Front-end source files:
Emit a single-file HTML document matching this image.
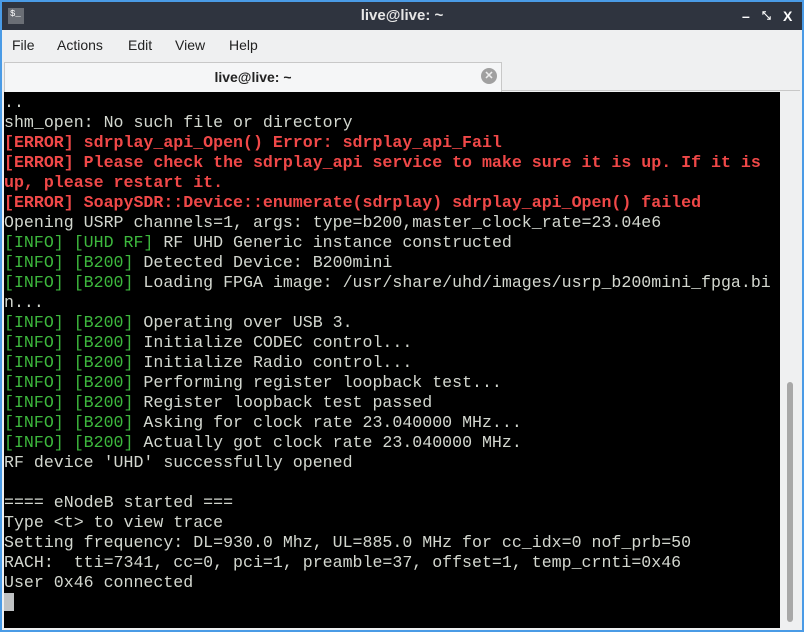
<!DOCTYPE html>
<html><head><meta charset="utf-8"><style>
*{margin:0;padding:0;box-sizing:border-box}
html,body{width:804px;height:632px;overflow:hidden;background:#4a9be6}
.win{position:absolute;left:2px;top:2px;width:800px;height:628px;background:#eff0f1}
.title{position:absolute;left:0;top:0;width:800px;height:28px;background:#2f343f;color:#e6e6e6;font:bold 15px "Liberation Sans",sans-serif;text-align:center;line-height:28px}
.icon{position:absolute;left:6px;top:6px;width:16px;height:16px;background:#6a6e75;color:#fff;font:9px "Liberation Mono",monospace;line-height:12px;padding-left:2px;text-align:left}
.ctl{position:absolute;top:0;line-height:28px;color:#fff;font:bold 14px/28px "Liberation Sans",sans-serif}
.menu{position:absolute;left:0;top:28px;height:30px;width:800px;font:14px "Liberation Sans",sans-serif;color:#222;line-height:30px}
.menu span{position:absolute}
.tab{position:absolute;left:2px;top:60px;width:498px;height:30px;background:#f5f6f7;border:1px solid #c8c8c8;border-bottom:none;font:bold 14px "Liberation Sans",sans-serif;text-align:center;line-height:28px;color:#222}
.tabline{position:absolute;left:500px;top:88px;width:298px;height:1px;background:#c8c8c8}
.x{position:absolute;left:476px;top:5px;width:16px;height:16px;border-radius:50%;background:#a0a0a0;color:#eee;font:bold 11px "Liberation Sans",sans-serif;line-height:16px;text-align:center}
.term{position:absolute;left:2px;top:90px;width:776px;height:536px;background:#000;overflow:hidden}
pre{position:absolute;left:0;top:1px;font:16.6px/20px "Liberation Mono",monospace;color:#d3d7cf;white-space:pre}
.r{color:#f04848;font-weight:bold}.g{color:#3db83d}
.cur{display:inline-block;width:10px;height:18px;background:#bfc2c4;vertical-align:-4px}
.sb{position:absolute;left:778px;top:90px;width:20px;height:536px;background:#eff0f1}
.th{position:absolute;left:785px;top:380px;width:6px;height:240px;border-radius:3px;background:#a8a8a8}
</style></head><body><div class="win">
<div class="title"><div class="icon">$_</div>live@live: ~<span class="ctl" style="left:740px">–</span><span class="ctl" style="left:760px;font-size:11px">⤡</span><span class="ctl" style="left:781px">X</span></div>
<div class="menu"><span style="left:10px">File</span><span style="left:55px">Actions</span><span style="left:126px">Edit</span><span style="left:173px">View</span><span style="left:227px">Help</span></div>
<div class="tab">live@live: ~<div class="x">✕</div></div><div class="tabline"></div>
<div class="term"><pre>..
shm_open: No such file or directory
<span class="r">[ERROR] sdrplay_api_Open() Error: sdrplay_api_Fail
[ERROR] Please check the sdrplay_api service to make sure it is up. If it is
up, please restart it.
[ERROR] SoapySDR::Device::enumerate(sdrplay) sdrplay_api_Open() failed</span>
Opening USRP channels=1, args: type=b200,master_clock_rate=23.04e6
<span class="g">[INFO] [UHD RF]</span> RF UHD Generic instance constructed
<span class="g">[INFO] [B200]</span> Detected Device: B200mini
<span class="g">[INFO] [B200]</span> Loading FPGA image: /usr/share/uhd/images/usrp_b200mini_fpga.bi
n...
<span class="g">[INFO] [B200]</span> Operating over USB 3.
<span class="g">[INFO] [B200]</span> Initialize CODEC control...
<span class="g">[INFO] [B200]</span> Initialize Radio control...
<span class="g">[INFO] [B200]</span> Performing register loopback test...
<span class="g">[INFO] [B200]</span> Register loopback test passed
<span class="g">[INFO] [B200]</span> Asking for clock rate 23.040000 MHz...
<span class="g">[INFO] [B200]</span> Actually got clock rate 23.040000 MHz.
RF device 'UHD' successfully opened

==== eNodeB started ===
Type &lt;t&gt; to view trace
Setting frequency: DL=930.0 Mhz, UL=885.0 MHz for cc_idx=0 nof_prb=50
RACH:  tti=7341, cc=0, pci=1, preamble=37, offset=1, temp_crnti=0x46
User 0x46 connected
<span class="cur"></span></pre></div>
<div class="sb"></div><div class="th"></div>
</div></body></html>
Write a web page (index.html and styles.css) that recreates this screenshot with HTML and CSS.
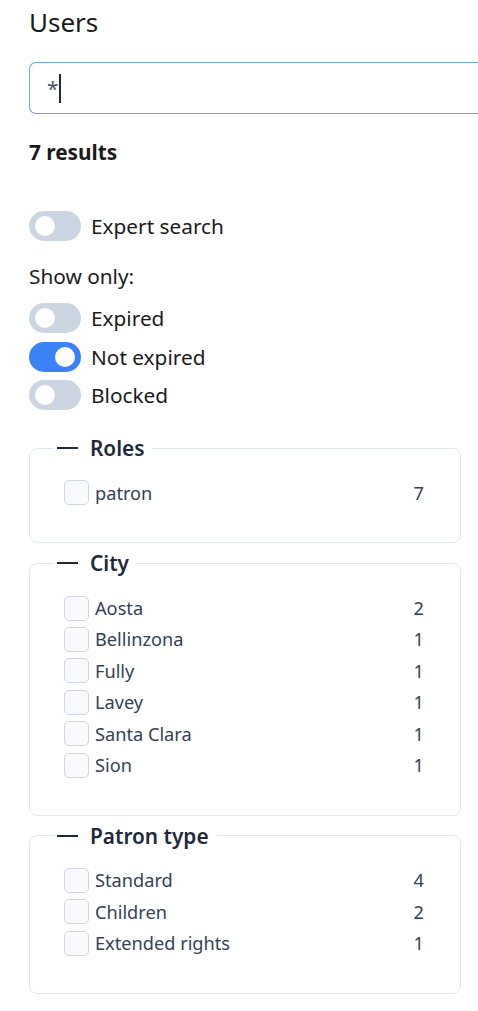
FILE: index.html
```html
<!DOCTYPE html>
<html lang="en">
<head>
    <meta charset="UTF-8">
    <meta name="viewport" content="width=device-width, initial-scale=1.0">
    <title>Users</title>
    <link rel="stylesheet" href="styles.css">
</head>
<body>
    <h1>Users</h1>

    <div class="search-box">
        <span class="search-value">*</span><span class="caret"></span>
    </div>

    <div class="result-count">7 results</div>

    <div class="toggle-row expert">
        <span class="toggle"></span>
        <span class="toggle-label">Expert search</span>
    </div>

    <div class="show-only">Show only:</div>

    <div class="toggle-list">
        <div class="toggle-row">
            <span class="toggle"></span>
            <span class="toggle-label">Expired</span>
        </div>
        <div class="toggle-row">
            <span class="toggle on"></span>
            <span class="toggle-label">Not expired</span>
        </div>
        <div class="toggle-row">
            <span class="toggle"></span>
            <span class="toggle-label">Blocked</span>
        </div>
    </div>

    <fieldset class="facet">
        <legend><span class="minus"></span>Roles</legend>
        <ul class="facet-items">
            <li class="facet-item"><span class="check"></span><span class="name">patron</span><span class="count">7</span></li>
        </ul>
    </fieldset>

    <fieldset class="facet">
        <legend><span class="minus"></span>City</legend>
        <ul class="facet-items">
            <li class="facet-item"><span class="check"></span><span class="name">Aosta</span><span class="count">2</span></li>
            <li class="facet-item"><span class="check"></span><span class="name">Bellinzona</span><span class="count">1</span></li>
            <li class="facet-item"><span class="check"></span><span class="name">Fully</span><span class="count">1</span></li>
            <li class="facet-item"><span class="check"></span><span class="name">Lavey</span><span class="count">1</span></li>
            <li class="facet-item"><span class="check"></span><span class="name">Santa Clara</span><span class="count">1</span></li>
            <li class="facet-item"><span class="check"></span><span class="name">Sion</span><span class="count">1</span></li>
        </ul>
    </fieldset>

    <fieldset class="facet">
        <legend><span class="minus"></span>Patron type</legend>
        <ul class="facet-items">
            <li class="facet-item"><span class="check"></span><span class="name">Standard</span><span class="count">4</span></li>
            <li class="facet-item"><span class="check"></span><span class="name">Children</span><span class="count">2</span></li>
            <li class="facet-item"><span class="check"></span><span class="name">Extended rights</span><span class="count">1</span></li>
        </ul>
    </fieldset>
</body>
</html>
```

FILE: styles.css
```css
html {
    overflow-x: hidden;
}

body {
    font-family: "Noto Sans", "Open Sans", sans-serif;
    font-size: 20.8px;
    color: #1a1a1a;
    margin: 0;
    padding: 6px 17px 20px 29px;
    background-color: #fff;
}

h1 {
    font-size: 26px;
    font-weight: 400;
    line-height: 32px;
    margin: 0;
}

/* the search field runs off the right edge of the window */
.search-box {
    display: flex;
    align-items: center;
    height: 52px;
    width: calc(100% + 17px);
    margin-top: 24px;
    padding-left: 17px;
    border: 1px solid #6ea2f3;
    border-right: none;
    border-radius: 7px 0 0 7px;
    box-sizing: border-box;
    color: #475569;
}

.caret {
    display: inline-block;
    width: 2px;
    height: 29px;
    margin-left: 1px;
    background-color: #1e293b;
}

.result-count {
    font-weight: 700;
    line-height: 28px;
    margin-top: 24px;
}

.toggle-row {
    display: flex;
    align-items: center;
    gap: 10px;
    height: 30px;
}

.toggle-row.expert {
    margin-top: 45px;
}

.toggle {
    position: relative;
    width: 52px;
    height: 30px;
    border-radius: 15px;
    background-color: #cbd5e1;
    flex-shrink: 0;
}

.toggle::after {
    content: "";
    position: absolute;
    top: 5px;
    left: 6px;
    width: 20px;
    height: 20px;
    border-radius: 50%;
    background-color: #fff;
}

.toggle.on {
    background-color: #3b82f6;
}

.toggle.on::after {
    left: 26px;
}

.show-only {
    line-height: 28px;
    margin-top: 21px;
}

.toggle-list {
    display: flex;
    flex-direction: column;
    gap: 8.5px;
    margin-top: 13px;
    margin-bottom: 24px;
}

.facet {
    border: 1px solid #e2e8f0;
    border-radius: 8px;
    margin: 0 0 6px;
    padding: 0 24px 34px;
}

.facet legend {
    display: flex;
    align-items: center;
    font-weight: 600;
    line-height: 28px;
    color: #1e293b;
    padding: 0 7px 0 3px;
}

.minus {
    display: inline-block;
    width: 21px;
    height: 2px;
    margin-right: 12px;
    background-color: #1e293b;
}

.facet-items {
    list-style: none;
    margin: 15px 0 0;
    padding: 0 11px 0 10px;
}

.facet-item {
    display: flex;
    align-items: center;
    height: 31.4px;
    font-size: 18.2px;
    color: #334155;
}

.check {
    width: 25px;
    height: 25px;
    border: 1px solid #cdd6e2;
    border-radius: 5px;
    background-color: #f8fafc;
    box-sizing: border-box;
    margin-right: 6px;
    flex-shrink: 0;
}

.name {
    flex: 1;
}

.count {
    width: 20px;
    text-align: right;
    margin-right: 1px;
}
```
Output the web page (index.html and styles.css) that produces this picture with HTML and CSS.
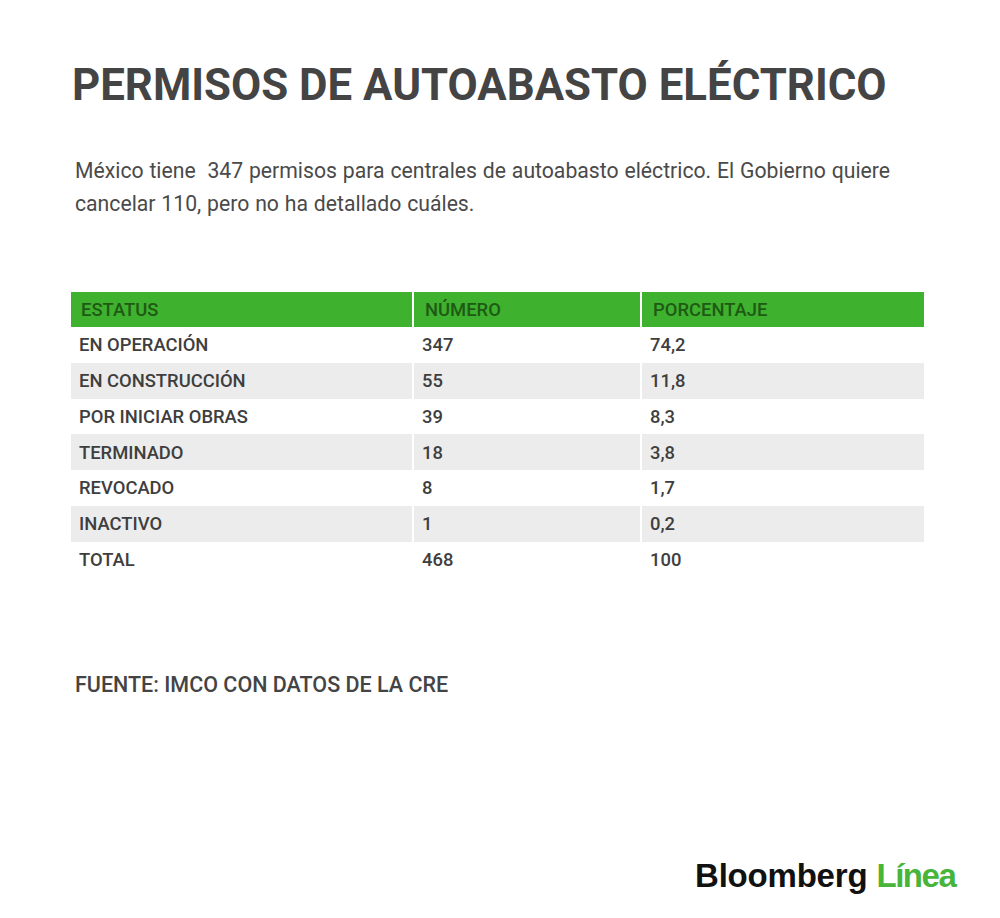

| Work to do |
Pick out each line above that includes "with" and show it.

| Exercise response |
Write a web page (index.html and styles.css) that recreates this screenshot with HTML and CSS.
Output the web page (index.html and styles.css) that produces this picture with HTML and CSS.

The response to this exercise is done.